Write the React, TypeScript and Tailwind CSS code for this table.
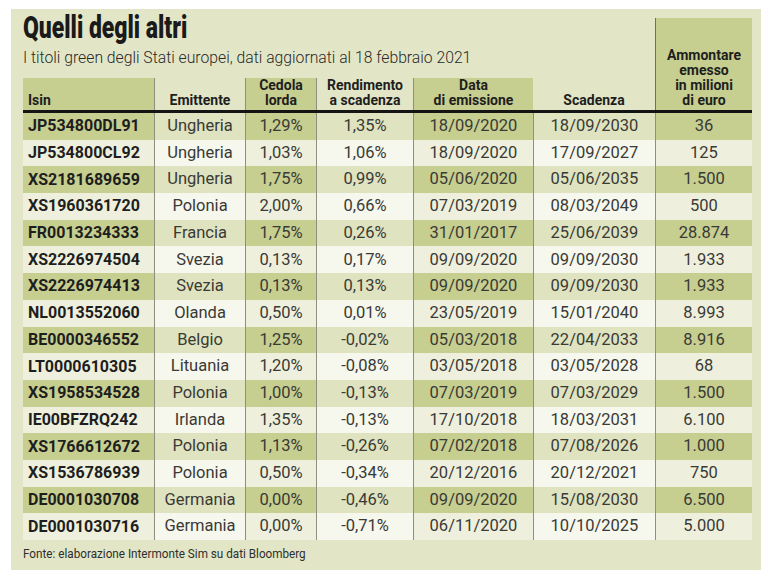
import React from "react";

const rows: string[][] = [
  ["JP534800DL91", "Ungheria", "1,29%", "1,35%", "18/09/2020", "18/09/2030", "36"],
  ["JP534800CL92", "Ungheria", "1,03%", "1,06%", "18/09/2020", "17/09/2027", "125"],
  ["XS2181689659", "Ungheria", "1,75%", "0,99%", "05/06/2020", "05/06/2035", "1.500"],
  ["XS1960361720", "Polonia", "2,00%", "0,66%", "07/03/2019", "08/03/2049", "500"],
  ["FR0013234333", "Francia", "1,75%", "0,26%", "31/01/2017", "25/06/2039", "28.874"],
  ["XS2226974504", "Svezia", "0,13%", "0,17%", "09/09/2020", "09/09/2030", "1.933"],
  ["XS2226974413", "Svezia", "0,13%", "0,13%", "09/09/2020", "09/09/2030", "1.933"],
  ["NL0013552060", "Olanda", "0,50%", "0,01%", "23/05/2019", "15/01/2040", "8.993"],
  ["BE0000346552", "Belgio", "1,25%", "-0,02%", "05/03/2018", "22/04/2033", "8.916"],
  ["LT0000610305", "Lituania", "1,20%", "-0,08%", "03/05/2018", "03/05/2028", "68"],
  ["XS1958534528", "Polonia", "1,00%", "-0,13%", "07/03/2019", "07/03/2029", "1.500"],
  ["IE00BFZRQ242", "Irlanda", "1,35%", "-0,13%", "17/10/2018", "18/03/2031", "6.100"],
  ["XS1766612672", "Polonia", "1,13%", "-0,26%", "07/02/2018", "07/08/2026", "1.000"],
  ["XS1536786939", "Polonia", "0,50%", "-0,34%", "20/12/2016", "20/12/2021", "750"],
  ["DE0001030708", "Germania", "0,00%", "-0,46%", "09/09/2020", "15/08/2030", "6.500"],
  ["DE0001030716", "Germania", "0,00%", "-0,71%", "06/11/2020", "10/10/2025", "5.000"],
];

const highlight = [true, false, true, false, true, false, true];

function Row({ cells, odd }: { cells: string[]; odd: boolean }) {
  return (
    <div className="grid grid-cols-[131px_91px_71px_97px_120px_122px_97px] h-[26.69px]">
      {cells.map((c, i) => {
        const hi = highlight[i];
        const bg = odd
          ? hi
            ? "bg-[#c6ce90]"
            : "bg-[#dfe3bf]"
          : hi
          ? "bg-[#eef0dd]"
          : "bg-[#f6f7ed]";
        const border = i === 0 ? "" : "border-l border-[#8e8f7c]";
        const text =
          i === 0
            ? "justify-start pl-[5px] font-bold text-[#1e1e1e] text-[16px]"
            : "justify-center text-[#3a3a36] text-[16.5px]";
        return (
          <div key={i} className={`flex items-center ${bg} ${border} ${text} leading-none`}>
            {c}
          </div>
        );
      })}
    </div>
  );
}

const hdr = "text-[14px] leading-[15px] font-bold text-[#1e1e1e]";

export default function App() {
  return (
    <div className="w-[775px] h-[579px] bg-white pt-[9px] pl-[11px] font-['Roboto',sans-serif]">
      <div className="w-[750px] h-[561px] bg-[#e3e6c6] pt-[9px] pl-[12px] flex flex-col">
        <div className="grid grid-cols-[131px_91px_71px_97px_120px_122px_97px] grid-rows-[60px_32px] w-[729px]">
          <div className="col-span-6 flex flex-col">
            <div className="text-[31px] leading-[26px] font-black text-[#1a1a1a] -mt-[3px] scale-x-[0.74] origin-left whitespace-nowrap">
              Quelli degli altri
            </div>
            <div className="text-[17px] leading-[20px] font-light text-[#2a2a2a] mt-[6px] whitespace-nowrap scale-x-[0.925] origin-left">
              I titoli green degli Stati europei, dati aggiornati al 18 febbraio 2021
            </div>
          </div>
          <div className={`row-span-2 bg-[#c6ce90] border-l border-[#6f705f] flex flex-col justify-end items-center text-center pb-[2px] ${hdr}`}>
            <div>Ammontare</div>
            <div>emesso</div>
            <div>in milioni</div>
            <div>di euro</div>
          </div>
          <div className={`bg-[#c6ce90] flex items-end pl-[5px] pb-[2px] ${hdr}`}>Isin</div>
          <div className={`border-l border-[#8e8f7c] flex items-end justify-center pb-[2px] ${hdr}`}>Emittente</div>
          <div className={`bg-[#c6ce90] border-l border-[#8e8f7c] flex flex-col justify-end items-center pb-[2px] ${hdr}`}>
            <div>Cedola</div>
            <div>lorda</div>
          </div>
          <div className={`border-l border-[#8e8f7c] flex flex-col justify-end items-center pb-[2px] ${hdr}`}>
            <div>Rendimento</div>
            <div>a scadenza</div>
          </div>
          <div className={`bg-[#c6ce90] border-l border-[#8e8f7c] flex flex-col justify-end items-center pb-[2px] ${hdr}`}>
            <div>Data</div>
            <div>di emissione</div>
          </div>
          <div className={`flex items-end justify-center pb-[2px] ${hdr}`}>Scadenza</div>
        </div>
        <div className="w-[729px] h-[3px] bg-[#141414]" />
        <div className="w-[729px] flex flex-col">
          {rows.map((r, i) => (
            <Row key={i} cells={r} odd={i % 2 === 0} />
          ))}
        </div>
        <div className="mt-[6px] text-[13px] leading-[16px] text-[#2e2e2e] whitespace-nowrap scale-x-[0.9] origin-left">
          Fonte: elaborazione Intermonte Sim su dati Bloomberg
        </div>
      </div>
    </div>
  );
}
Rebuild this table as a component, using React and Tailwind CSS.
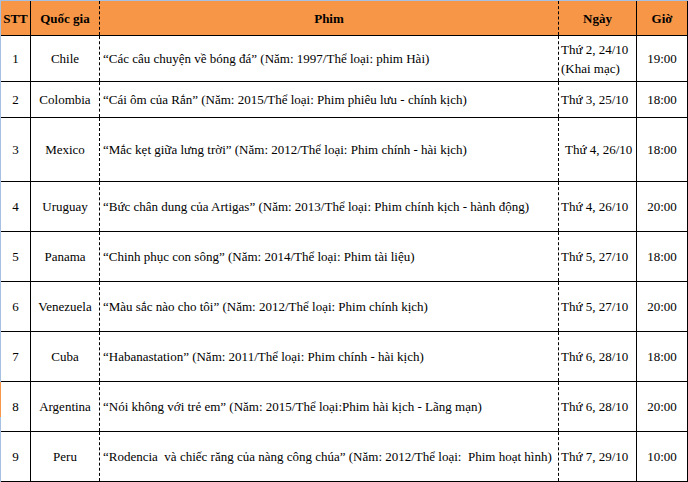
import React from "react";

const rows = [
  { stt: "1", country: "Chile", film: "“Các câu chuyện về bóng đá” (Năm: 1997/Thể loại: phim Hài)", day: ["Thứ 2, 24/10", "(Khai mạc)"], time: "19:00", h: "h-[46px]" },
  { stt: "2", country: "Colombia", film: "“Cái ôm của Rắn” (Năm: 2015/Thể loại: Phim phiêu lưu - chính kịch)", day: ["Thứ 3, 25/10"], time: "18:00", h: "h-[36px]" },
  { stt: "3", country: "Mexico", film: "“Mắc kẹt giữa lưng trời” (Năm: 2012/Thể loại: Phim chính - hài kịch)", day: ["Thứ 4, 26/10"], time: "18:00", h: "h-[64px]", indent: true },
  { stt: "4", country: "Uruguay", film: "“Bức chân dung của Artigas” (Năm: 2013/Thể loại: Phim chính kịch - hành động)", day: ["Thứ 4, 26/10"], time: "20:00", h: "h-[50px]" },
  { stt: "5", country: "Panama", film: "“Chinh phục con sông” (Năm: 2014/Thể loại: Phim tài liệu)", day: ["Thứ 5, 27/10"], time: "18:00", h: "h-[50px]" },
  { stt: "6", country: "Venezuela", film: "“Màu sắc nào cho tôi” (Năm: 2012/Thể loại: Phim chính kịch)", day: ["Thứ 5, 27/10"], time: "20:00", h: "h-[50px]" },
  { stt: "7", country: "Cuba", film: "“Habanastation” (Năm: 2011/Thể loại: Phim chính - hài kịch)", day: ["Thứ 6, 28/10"], time: "18:00", h: "h-[50px]" },
  { stt: "8", country: "Argentina", film: "“Nói không với trẻ em” (Năm: 2015/Thể loại:Phim hài kịch - Lãng mạn)", day: ["Thứ 6, 28/10"], time: "20:00", h: "h-[50px]" },
  { stt: "9", country: "Peru", film: "“Rodencia  và chiếc răng của nàng công chúa” (Năm: 2012/Thể loại:  Phim hoạt hình)", day: ["Thứ 7, 29/10"], time: "10:00", h: "h-[50px]" },
];

// each row: a line of cells, then its own 1px solid rule underneath
function Row({ h, className = "", children }) {
  return (
    <div className={`flex flex-col ${h} ${className}`}>
      <div className="flex flex-1 min-h-0">{children}</div>
      <div className="h-px bg-black shrink-0" />
    </div>
  );
}

const solid = "flex items-center border-r border-black";
const dashed = "flex items-center border-r border-dashed border-black";

export default function App() {
  return (
    <div className="w-[688px] h-[482px] bg-white text-black overflow-hidden flex flex-col font-[family-name:'Liberation_Serif','Times_New_Roman',serif] text-[13px] leading-[15px]">
      <div className="h-px w-full bg-[#a6c0e2]" />
      <div className="flex flex-1">
        {/* left edge strip */}
        <div className="w-px flex flex-col">
          <div className="h-[381px] bg-[#a6c0e2]" />
          <div className="h-[35px] bg-[#f79646]" />
          <div className="flex-1 bg-[#a6c0e2]" />
        </div>
        <div className="flex flex-col w-[687px]">
          <Row h="h-[35px]" className="bg-[#f79646] font-bold">
            <div className={`${solid} w-[30px] justify-center`}>STT</div>
            <div className={`${dashed} w-[69px] justify-center`}>Quốc gia</div>
            <div className={`${dashed} w-[459px] justify-center`}>Phim</div>
            <div className={`${solid} w-[78px] justify-center`}>Ngày</div>
            <div className={`${solid} w-[51px] justify-center`}>Giờ</div>
          </Row>
          {rows.map((r) => (
            <Row key={r.stt} h={r.h}>
              <div className={`${solid} w-[30px] justify-center`}>{r.stt}</div>
              <div className={`${dashed} w-[69px] justify-center`}>{r.country}</div>
              <div className={`${dashed} w-[459px] pl-[3px] whitespace-pre`}>{r.film}</div>
              <div className={`${solid} w-[78px] ${r.indent ? "pl-[6px]" : "pl-[2px]"}`}>
                <div className="flex flex-col leading-[19px]">
                  {r.day.map((d) => (
                    <span key={d} className="whitespace-nowrap">{d}</span>
                  ))}
                </div>
              </div>
              <div className={`${solid} w-[51px] justify-center`}>{r.time}</div>
            </Row>
          ))}
        </div>
      </div>
    </div>
  );
}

▬▬▬

The task —
Retype the records above word for word, from their first line through the line containing "const highlight = [true, false, true, false, true, false, true];", and leave out every picture.

Answer to this problem —
Write the React, TypeScript and Tailwind CSS code for this table.
import React from "react";

const rows: string[][] = [
  ["JP534800DL91", "Ungheria", "1,29%", "1,35%", "18/09/2020", "18/09/2030", "36"],
  ["JP534800CL92", "Ungheria", "1,03%", "1,06%", "18/09/2020", "17/09/2027", "125"],
  ["XS2181689659", "Ungheria", "1,75%", "0,99%", "05/06/2020", "05/06/2035", "1.500"],
  ["XS1960361720", "Polonia", "2,00%", "0,66%", "07/03/2019", "08/03/2049", "500"],
  ["FR0013234333", "Francia", "1,75%", "0,26%", "31/01/2017", "25/06/2039", "28.874"],
  ["XS2226974504", "Svezia", "0,13%", "0,17%", "09/09/2020", "09/09/2030", "1.933"],
  ["XS2226974413", "Svezia", "0,13%", "0,13%", "09/09/2020", "09/09/2030", "1.933"],
  ["NL0013552060", "Olanda", "0,50%", "0,01%", "23/05/2019", "15/01/2040", "8.993"],
  ["BE0000346552", "Belgio", "1,25%", "-0,02%", "05/03/2018", "22/04/2033", "8.916"],
  ["LT0000610305", "Lituania", "1,20%", "-0,08%", "03/05/2018", "03/05/2028", "68"],
  ["XS1958534528", "Polonia", "1,00%", "-0,13%", "07/03/2019", "07/03/2029", "1.500"],
  ["IE00BFZRQ242", "Irlanda", "1,35%", "-0,13%", "17/10/2018", "18/03/2031", "6.100"],
  ["XS1766612672", "Polonia", "1,13%", "-0,26%", "07/02/2018", "07/08/2026", "1.000"],
  ["XS1536786939", "Polonia", "0,50%", "-0,34%", "20/12/2016", "20/12/2021", "750"],
  ["DE0001030708", "Germania", "0,00%", "-0,46%", "09/09/2020", "15/08/2030", "6.500"],
  ["DE0001030716", "Germania", "0,00%", "-0,71%", "06/11/2020", "10/10/2025", "5.000"],
];

const highlight = [true, false, true, false, true, false, true];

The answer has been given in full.